Tally the lines containing "styles" and report the number alone.
::::
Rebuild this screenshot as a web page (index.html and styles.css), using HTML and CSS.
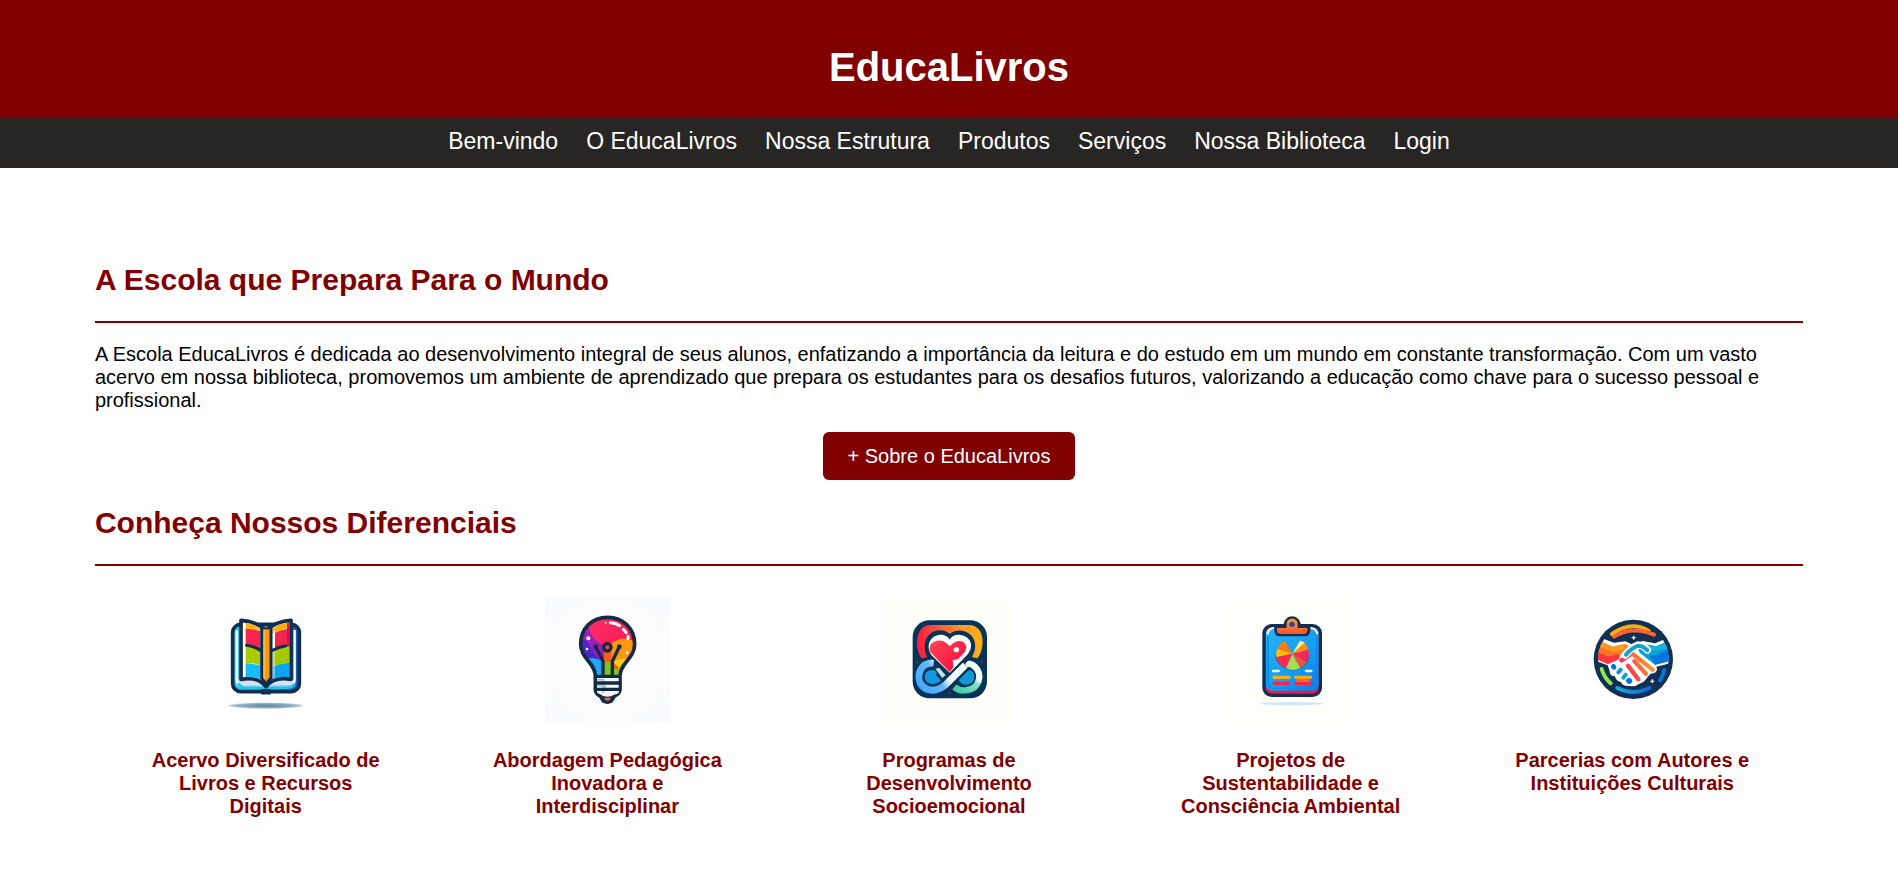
FILE: index.html
```html
<!DOCTYPE html>
<html lang="pt-BR">
<head>
<meta charset="utf-8">
<meta name="viewport" content="width=device-width, initial-scale=1">
<title>EducaLivros</title>
<link rel="stylesheet" href="styles.css">
</head>
<body>
<header class="site-header"><h1 class="site-title">EducaLivros</h1></header>
<nav class="site-nav">
  <a href="#">Bem-vindo</a>
  <a href="#">O EducaLivros</a>
  <a href="#">Nossa Estrutura</a>
  <a href="#">Produtos</a>
  <a href="#">Serviços</a>
  <a href="#">Nossa Biblioteca</a>
  <a href="#">Login</a>
</nav>
<main class="content">
  <section class="section">
    <h2 class="section-title">A Escola que Prepara Para o Mundo</h2>
    <p class="intro">A Escola EducaLivros é dedicada ao desenvolvimento integral de seus alunos, enfatizando a importância da leitura e do estudo em um mundo em constante transformação. Com um vasto acervo em nossa biblioteca, promovemos um ambiente de aprendizado que prepara os estudantes para os desafios futuros, valorizando a educação como chave para o sucesso pessoal e profissional.</p>
    <button class="about-button" type="button">+ Sobre o EducaLivros</button>
  </section>
  <section class="section">
    <h2 class="section-title">Conheça Nossos Diferenciais</h2>
    <div class="features">
      <article class="feature">
        <svg class="feature-icon" viewBox="24 21 375 375" aria-hidden="true">
          <defs>
            <linearGradient id="cover" x1="0" x2="1"><stop offset="0" stop-color="#25d4e8"/><stop offset=".5" stop-color="#35a9e0"/><stop offset="1" stop-color="#0a5cb8"/></linearGradient>
            <radialGradient id="bookShadow"><stop offset="0" stop-color="#5b87a5"/><stop offset=".7" stop-color="#8eacc0"/><stop offset="1" stop-color="#c3d3dd"/></radialGradient>
            <clipPath id="pageLeft"><path d="M143 97Q176 100 195 116V268Q170 258 143 262Z"/></clipPath>
            <clipPath id="pageRight"><path d="M232 116Q254 100 284 97V262Q256 258 232 268Z"/></clipPath>
          </defs>
          <ellipse cx="213" cy="347" rx="111" ry="9" fill="url(#bookShadow)"/>
          <rect x="113" y="103" width="200" height="202" rx="24" fill="url(#cover)" stroke="#102d50" stroke-width="11"/>
          <path d="M203 302H223V309H203Z" fill="#28c5e8" stroke="#102d50" stroke-width="9"/>
          <path d="M125 121V270Q127 290 148 290H280Q298 290 299 270V120" fill="none" stroke="#fff" stroke-width="7"/>
          <path d="M126 268Q165 260 213 282Q252 262 294 269V286H143Q128 283 126 268Z" fill="#d5e2f3"/>
          <path d="M130 280Q137 293 153 293H280Q294 291 299 281" fill="none" stroke="#20c4e8" stroke-width="8"/>
          <path d="M138 91Q183 94 213 121Q243 94 288 91V268Q237 258 213 290Q189 258 138 268Z" fill="#fff" stroke="#102d50" stroke-width="11" stroke-linejoin="round"/>
          <g clip-path="url(#pageLeft)">
            <path d="M152 90H205V125Q178 115 152 120Z" fill="#ffb414"/>
            <path d="M152 117Q178 115 205 127V183Q181 166 152 170Z" fill="#fb254e"/>
            <path d="M152 168Q180 168 205 184V232Q180 216 152 220Z" fill="#a8cc00"/>
            <path d="M152 220Q178 220 205 230V275H152Z" fill="#15bcf9"/>
          </g>
          <g clip-path="url(#pageRight)">
            <path d="M230 90H290V115Q259 115 230 134Z" fill="#ffb000"/>
            <path d="M240 128Q261 117 290 117V170Q260 169 240 180Z" fill="#f42450"/>
            <path d="M276 95H285V265H276Z" fill="#d8103d"/>
            <path d="M232 184Q260 168 285 170V220Q257 220 232 232Z" fill="#a0c900"/>
            <path d="M232 230Q257 220 285 219V270H232Z" fill="#0ba5ee"/>
            <path d="M234 120V265" stroke="#fff" stroke-opacity=".4" stroke-width="12"/>
          </g>
          <path d="M200 118H226V268L213 288L200 268Z" fill="#ff9906"/>
          <path d="M207 122V270" stroke="#ffc45b" stroke-width="5"/>
          <path d="M200 109V265Q210 274 213 288Q216 274 228 265V109M155 166Q181 170 199 183M228 183Q249 171 272 167" fill="none" stroke="#102d50" stroke-width="9" stroke-linecap="round"/>
        </svg>
        <h3 class="feature-title">Acervo Diversificado de Livros e Recursos Digitais</h3>
      </article>
      <article class="feature">
        <svg class="feature-icon" viewBox="24 21 375 375" aria-hidden="true">
          <defs>
            <radialGradient id="paper" r=".72"><stop offset="0" stop-color="#fff"/><stop offset=".65" stop-color="#fdfdff"/><stop offset="1" stop-color="#f7f9fd"/></radialGradient>
            <linearGradient id="pink" x1="0" x2="1" y2="1"><stop offset="0" stop-color="#ff3370"/><stop offset="1" stop-color="#fa174d"/></linearGradient>
            <clipPath id="bulb"><path d="M212 82C164 82 131 116 131 162C131 207 175 218 175 258H249C249 218 293 207 293 162C293 116 258 82 212 82Z"/></clipPath>
          </defs>
          <path d="M24 21H399V396H24Z" fill="url(#paper)"/>
          <g clip-path="url(#bulb)">
            <path d="M120 70H300V265H120Z" fill="#ff5b1c"/>
            <path d="M120 70H300V158Q254 137 216 177L155 143Z" fill="url(#pink)"/>
            <path d="M223 160Q259 134 300 158V210Q254 202 223 225Z" fill="#ff9712"/>
            <path d="M151 100Q159 149 203 168L199 218L120 204V100Z" fill="#9b1dbd"/>
            <path d="M125 142Q145 148 157 165Q168 190 186 208L139 207L120 175Z" fill="#4a25ca"/>
            <path d="M154 205Q177 201 199 215V264H154Z" fill="#20a8f5"/>
            <path d="M200 215H227V264H200Z" fill="#78c420"/>
            <path d="M229 216Q251 201 282 207L249 238Z" fill="#ffd00b"/>
            <path d="M229 236H263V264H229Z" fill="#88c51c"/>
          </g>
          <path d="M212 82C164 82 131 116 131 162C131 207 175 218 175 258V300Q177 313 190 318L199 333Q211 340 223 333L232 318Q246 313 249 300V258C249 218 293 207 293 162C293 116 258 82 212 82Z" fill="none" stroke="#152b44" stroke-width="11"/>
          <path d="M180 260H245V309Q236 316 211 316Q187 316 180 307Z" fill="#f4f8fb"/>
          <path d="M180 269H199V310M180 288H205V304" stroke="#a8bdca" stroke-width="5" fill="none"/>
          <path d="M173 259H251M173 279H251M173 298H251" stroke="#152b44" stroke-width="10"/>
          <path d="M185 313Q211 327 239 313L231 329Q211 345 193 329Z" fill="#152b44"/>
          <path d="M202 323H221Q220 332 211 332Q203 332 202 323Z" fill="#f46325"/>
          <path d="M176 170L198 213V259M247 170L226 214V259" fill="none" stroke="#152b44" stroke-width="10" stroke-linecap="round"/>
          <circle cx="176" cy="170" r="7" fill="#152b44"/><circle cx="247" cy="170" r="7" fill="#152b44"/>
          <circle cx="211" cy="172" r="11" fill="#f74b1d" stroke="#152b44" stroke-width="10"/>
          <path d="M220 98Q237 99 248 107M259 118Q264 122 267 128M273 139V146" fill="none" stroke="#fff" stroke-width="9" stroke-linecap="round"/>
          <g fill="#fff"><circle cx="206" cy="98" r="3"/><circle cx="154" cy="145" r="6"/><circle cx="150" cy="177" r="4"/><circle cx="270" cy="188" r="4"/></g>
        </svg>
        <h3 class="feature-title">Abordagem Pedagógica Inovadora e Interdisciplinar</h3>
      </article>
      <article class="feature">
        <svg class="feature-icon" viewBox="20 21 375 375" aria-hidden="true">
          <defs>
            <linearGradient id="warm" gradientUnits="userSpaceOnUse" x1="112" x2="306" y1="160" y2="160"><stop offset="0" stop-color="#ff1640"/><stop offset=".3" stop-color="#ff5142"/><stop offset=".65" stop-color="#ff932d"/><stop offset="1" stop-color="#ffb11a"/></linearGradient>
            <linearGradient id="heart" x1="0" x2="1" y2="1"><stop offset="0" stop-color="#ff4b57"/><stop offset=".5" stop-color="#ff2547"/><stop offset="1" stop-color="#f20d3d"/></linearGradient>
            <linearGradient id="blueLoop" gradientUnits="userSpaceOnUse" x1="120" y1="300" x2="258" y2="210"><stop offset="0" stop-color="#42a5ff"/><stop offset=".4" stop-color="#64b9f7"/><stop offset=".55" stop-color="#f1faff"/></linearGradient>
            <linearGradient id="greenLoop" gradientUnits="userSpaceOnUse" x1="235" y1="300" x2="280" y2="220"><stop offset="0" stop-color="#43d0a7"/><stop offset=".5" stop-color="#90dfcb"/><stop offset=".6" stop-color="#f3fcff"/></linearGradient>
          </defs>
          <path d="M20 21H395V396H20Z" fill="#fffef9"/>
          <rect x="100" y="91" width="223" height="234" rx="50" fill="#063456"/>
          <path d="M127 205C105 177 105 105 155 105H268C321 105 317 181 294 205L275 200Q290 170 276 142Q253 112 211 132Q162 111 143 147Q130 176 143 202Z" fill="url(#warm)"/>
          <path d="M112 209L117 218L111 223ZM309 208V221L303 217ZM205 311L211 305L217 312Z" fill="#ad174b"/>
          <ellipse cx="159" cy="263" rx="27" ry="23" fill="#1198e3"/>
          <ellipse cx="264" cy="263" rx="27" ry="23" fill="#1198d5"/>
          <path d="M181 243L208 274Q228 303 261 300C302 298 312 254 288 229Q278 217 261 222" fill="none" stroke="#063456" stroke-width="32"/>
          <path d="M225 291Q242 305 264 300C300 296 311 253 287 230Q276 219 258 221" fill="none" stroke="url(#greenLoop)" stroke-width="19"/>
          <path d="M211 264L148 206C120 165 145 121 180 121C195 121 205 126 211 132C222 122 235 120 248 122C285 128 300 168 276 203Z" fill="#063456"/>
          <path d="M165 235L188 267L202 256L180 231Z" fill="#bae4ed" stroke="#063456" stroke-width="4"/>
          <path d="M163 219C119 215 108 266 129 288C150 309 181 301 201 282L258 225" fill="none" stroke="#063456" stroke-width="36"/>
          <path d="M163 219C119 215 108 266 129 288C150 309 181 301 201 282L258 225" fill="none" stroke="url(#blueLoop)" stroke-width="21"/>
          <path d="M211 256L151 199L211 140L271 197Z" fill="#063456"/>
          <path d="M211 248L156 195C135 160 160 134 184 134C198 134 207 141 211 149C217 139 229 133 243 135C272 139 286 165 266 192L231 228Z" fill="#fff"/>
          <path d="M211 246L153 187Q144 166 164 155Q190 143 211 169Q233 146 252 156Q269 169 254 188L237 207L220 211L222 232Z" fill="url(#heart)"/>
          <circle cx="231" cy="179" r="8" fill="#fff"/>
        </svg>
        <h3 class="feature-title">Programas de Desenvolvimento Socioemocional</h3>
      </article>
      <article class="feature">
        <svg class="feature-icon" viewBox="18 21 375 375" aria-hidden="true">
          <defs>
            <linearGradient id="board" x1="0" x2="1" y2="1"><stop offset="0" stop-color="#25b4f6"/><stop offset=".6" stop-color="#159df2"/><stop offset="1" stop-color="#0879ec"/></linearGradient>
            <linearGradient id="clip" x1="0" x2="0" y2="1"><stop offset="0" stop-color="#ff9b3b"/><stop offset="1" stop-color="#ff5226"/></linearGradient>
          </defs>
          <path d="M18 21H393V396H18Z" fill="#fffffc"/>
          <ellipse cx="210" cy="341" rx="95" ry="5" fill="#d0e6f8"/>
          <rect x="126" y="107" width="169" height="209" rx="23" fill="#ef164c" stroke="#112f55" stroke-width="10"/>
          <rect x="132" y="113" width="158" height="189" rx="17" fill="url(#board)"/>
          <path d="M138 142V278Q139 292 153 295H272Q284 291 285 277V142" fill="none" stroke="#078ceb" stroke-width="5"/>
          <path d="M136 131Q140 116 154 114M267 114Q281 116 286 130" fill="none" stroke="#fff" stroke-width="6" stroke-linecap="round"/>
          <path d="M157 108H184C187 68 235 70 237 108H265V122Q263 139 248 139H173Q158 139 157 122Z" fill="#112f55"/>
          <path d="M165 114H194V102C194 81 227 81 227 102V114H256V123Q254 132 245 132H176Q166 132 165 123Z" fill="url(#clip)"/>
          <circle cx="210" cy="103" r="8" fill="#164f91"/>
          <path d="M162 195A50 50 0 0 0 260 199" fill="none" stroke="#087cc7" stroke-width="8"/>
          <path d="M211 191L188 152A49 49 0 0 0 166 177Z" fill="#ff7c0b"/>
          <path d="M211 191L166 177A50 50 0 0 0 162 202Z" fill="#ffbe08"/>
          <path d="M211 191L162 202A50 50 0 0 0 192 235Z" fill="#fa294e"/>
          <path d="M211 191L192 235A50 50 0 0 0 235 234Z" fill="#a9dc55"/>
          <path d="M211 191L235 234A50 50 0 0 0 254 216Z" fill="#ef5634"/>
          <path d="M211 191L254 216A50 50 0 0 0 259 179Z" fill="#f72558"/>
          <path d="M211 191L259 179A50 50 0 0 0 248 158Z" fill="#ff8d18"/>
          <path d="M211 191L248 158A50 50 0 0 0 234 152Z" fill="#fff27f"/>
          <path d="M153 243H170M252 243H268" stroke="#fff" stroke-width="7" stroke-linecap="round"/>
          <path d="M156 262H201M221 262H266" stroke="#ffad12" stroke-width="10" stroke-linecap="round"/>
          <path d="M156 280H201M221 280H266" stroke="#f72352" stroke-width="10" stroke-linecap="round"/>
          <path d="M219 266H266L258 271L266 276H219L225 271Z" fill="#ff6c13"/>
        </svg>
        <h3 class="feature-title">Projetos de Sustentabilidade e Consciência Ambiental</h3>
      </article>
      <article class="feature">
        <svg class="feature-icon" viewBox="21 21 375 375" aria-hidden="true">
          <defs>
            <clipPath id="badge"><circle cx="211" cy="208" r="106"/></clipPath>
            <linearGradient id="fingers" gradientUnits="userSpaceOnUse" x1="185" y1="245" x2="250" y2="210"><stop offset="0" stop-color="#fd2858"/><stop offset="1" stop-color="#ff922d"/></linearGradient>
            <linearGradient id="blueArc"><stop offset="0" stop-color="#19a8dd"/><stop offset="1" stop-color="#0769d5"/></linearGradient>
          </defs>
          <circle cx="211" cy="208" r="119" fill="#102f52"/>
          <g fill="none" stroke-width="12" stroke-linecap="round">
            <path d="M147 132Q206 91 257 123" stroke="#ffad0e"/>
            <path d="M153 140Q208 106 273 134" stroke="#ff6136"/>
            <path d="M116 237Q124 264 143 280" stroke="#89e750"/>
            <path d="M163 294Q211 318 260 293" stroke="url(#blueArc)"/>
            <path d="M291 271Q300 257 304 240" stroke="#0874d8"/>
          </g>
          <g clip-path="url(#badge)">
            <path d="M100 138L153 158L187 154L213 166L239 153L276 160L325 140V219L278 231Q275 250 257 254Q248 276 229 281Q215 292 199 288Q178 289 174 276Q158 273 156 259Q139 258 140 242L134 226L98 213Z" fill="#fff"/>
            <path d="M98 147L151 171L185 162L202 172L176 203L155 214L135 222L97 205Z" fill="#ff7326"/>
            <path d="M100 148L147 171Q170 162 191 163L184 178Q158 190 143 184L98 164Z" fill="#ff9b1b"/>
            <path d="M97 183L136 200L165 192L171 205L135 222L97 207Z" fill="#ff343f"/>
            <path d="M225 169L244 161L278 169L325 150V212L276 224L230 191Z" fill="#06a1da"/>
            <path d="M260 197Q290 198 325 171V212L276 224Z" fill="#0675e2"/>
            <path d="M240 174Q274 182 323 165" fill="none" stroke="#1bb4dd" stroke-width="13"/>
          </g>
          <path d="M185 213L213 191Q230 200 270 238M216 215L249 250M202 230L226 268M179 214Q179 193 205 190Z" fill="none" stroke="#fff" stroke-width="23" stroke-linejoin="round" stroke-linecap="round"/>
          <path d="M175 211L207 190L269 239M214 213L249 251M195 227L226 268" fill="none" stroke="url(#fingers)" stroke-width="13" stroke-linejoin="round" stroke-linecap="round"/>
          <path d="M186 195Q206 172 225 165Q242 165 253 180" fill="none" stroke="#fff" stroke-width="22" stroke-linecap="round"/>
          <path d="M189 194Q207 173 226 167Q242 168 253 181" fill="none" stroke="#159fd0" stroke-width="12" stroke-linecap="round"/>
          <g fill="none" stroke-linecap="round">
            <path d="M151 231L153 232M172 239L165 247M187 254L180 263M198 272L199 273" stroke="#fff" stroke-width="27"/>
            <path d="M151 229L153 232" stroke="#086bdd" stroke-width="14"/>
            <path d="M173 239L166 247" stroke="#1195d1" stroke-width="12"/>
            <path d="M188 254L181 263" stroke="#10a2d2" stroke-width="12"/>
            <path d="M198 272L199 273" stroke="#0871e3" stroke-width="17"/>
          </g>
          <path d="M212 137V149M206 143H218M268 268V280M262 274H274" stroke="#e8f6ff" stroke-width="4"/>
        </svg>
        <h3 class="feature-title">Parcerias com Autores e Instituições Culturais</h3>
      </article>
    </div>
  </section>
</main>
</body>
</html>
```
FILE: styles.css
```css
* { box-sizing: border-box; }
body {
  margin: 0;
  background: #fff;
  color: #000;
  font-family: "Liberation Sans", Arial, sans-serif;
  font-size: 20px;
  line-height: 23px;
}
.site-header {
  padding: 44px 20px 27px;
  background: #800000;
  color: #fff;
  text-align: center;
}
.site-title {
  margin: 0;
  font-size: 40px;
  line-height: 46px;
}
.site-nav {
  display: flex;
  flex-wrap: wrap;
  justify-content: center;
  gap: 0 28px;
  padding: 11px 20px 13px;
  background: #272625;
}
.site-nav a {
  color: #fff;
  font-size: 23px;
  line-height: 27px;
  text-decoration: none;
}
.content { padding: 94px 5% 60px; }
.section {
  display: flex;
  flex-direction: column;
}
.section + .section { margin-top: 25px; }
.section-title {
  margin: 0 0 20px;
  padding-bottom: 24px;
  border-bottom: 2px solid #800000;
  color: #800000;
  font-size: 30px;
  line-height: 35px;
}
.intro { margin: 0 0 20px; }
.about-button {
  align-self: center;
  padding: 12px 25px;
  border: 0;
  border-radius: 6px;
  background: #800000;
  color: #fff;
  font: inherit;
  line-height: 24px;
}
.features {
  display: grid;
  grid-template-columns: repeat(5, 1fr);
  padding-top: 11px;
}
.feature {
  display: flex;
  flex-direction: column;
  align-items: center;
  padding: 0 48px;
}
.feature-icon {
  width: 125px;
  height: 125px;
}
.feature-title {
  margin: 27px 0 0;
  color: #800000;
  font-size: 20px;
  line-height: 23px;
  text-align: center;
}
```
::::
* Correct response:
3